Li amò fino alla fine

«Avendo amato i suoi che erano nel mondo, li amò fino alla fine»: leggiamo queste parole nel vangelo di Giovanni (Gv 13,1) all’inizio del racconto della Passione di Gesù. Un amore fino alla fine, fino alla morte in croce, fino alla risurrezione e all’apparizione ai suoi, prima a Maria Maddalena e alle altre donne, poi agli apostoli, a Pietro, al discepolo amato, a Cleopa e al suo amico, all’incredulo Tommaso...

Un amore tenero e attento, fedele e gratuito, che sorprende e sovverte le nostre logiche, come nel gesto della lavanda dei piedi, e per questo ci interroga e ci provoca.
Un modo per celebrare la Pasqua, per dare corpo agli auguri che ci scambiamo, può essere allora quello di seguire la traccia di questo amore donato da Gesù, per poi ritrovarlo nelle nostre vite. Per farlo guardiamo al Cristo risorto, ai segni della Passione che mostra ai suoi, perché lo riconoscano e credano.

Guardiamo al costato trafitto, da cui uscì sangue e acqua: è quello stesso cuore che più volte ha sentito una profonda misericordia e compassione per le persone che incontrava, come la vedova di Nain che accompagnava il figlio morto alla sepoltura o come le tante persone che erano accorse ad ascoltarlo ed «erano come pecore che non hanno pastore» (Mc 6,34). Guardiamo alle mani che portano il segno dei chiodi e ricordiamo le persone di cui si è preso cura, le donne e gli uomini provati che hanno sperimentato un nuovo inizio, quanti sono stati sfamati, nel corpo e nello spirito, grazie ai pani spezzati. Chi sono oggi le persone piegate dal dolore? Chi sono gli smarriti e confusi? E chi è al loro fianco?

Fermiamoci a contemplare in particolare i segni della Passione che ci mostra il Risorto: essi ci parlano della vita donata che si fa strada attraverso il dolore e la sofferenza, attraverso l’odio e il rifiuto, senza ignorare o evitare il male, ma aprendo una breccia al suo interno, mostrando che non ha l’ultima parola, nonostante l’apparente forza. In un tempo ferito dai tanti conflitti in corso e dalle diseguaglianze che si approfondiscono, quali sono i volti di chi è stato abbandonato per strada e di chi si china per prestargli aiuto come nella parabola del samaritano?

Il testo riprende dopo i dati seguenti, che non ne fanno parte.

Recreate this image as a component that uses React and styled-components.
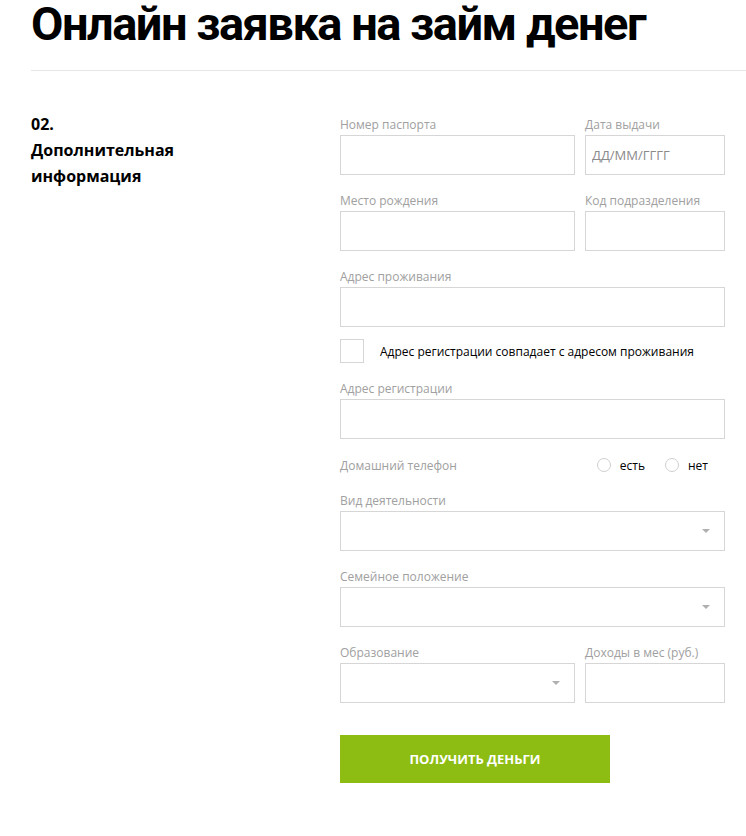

Guardiamo al suo costato e alle sue mani per fare memoria di quanto è accaduto duemila anni fa e per riconoscere oggi, nel nostro quotidiano, come questo amore sia ancora all’opera, anche se alle volte passa inosservato, come scriveva George Eliot: «Poiché il bene crescente del mondo dipende in parte da atti ignorati dalla storia; e se a te e a me le cose non vanno così male come sarebbero potute andare, lo dobbiamo in parte a coloro che hanno vissuto con fede una vita nascosta e riposano in tombe dimenticate».

Riconoscere e raccontare questi atti di amore apparentemente minori e modesti di cui siamo testimoni, ma che sono capaci di costruire un bene concreto e profondo, è allora il modo più autentico di augurarci “Buona Pasqua” in un tempo che è assetato di pace e giustizia.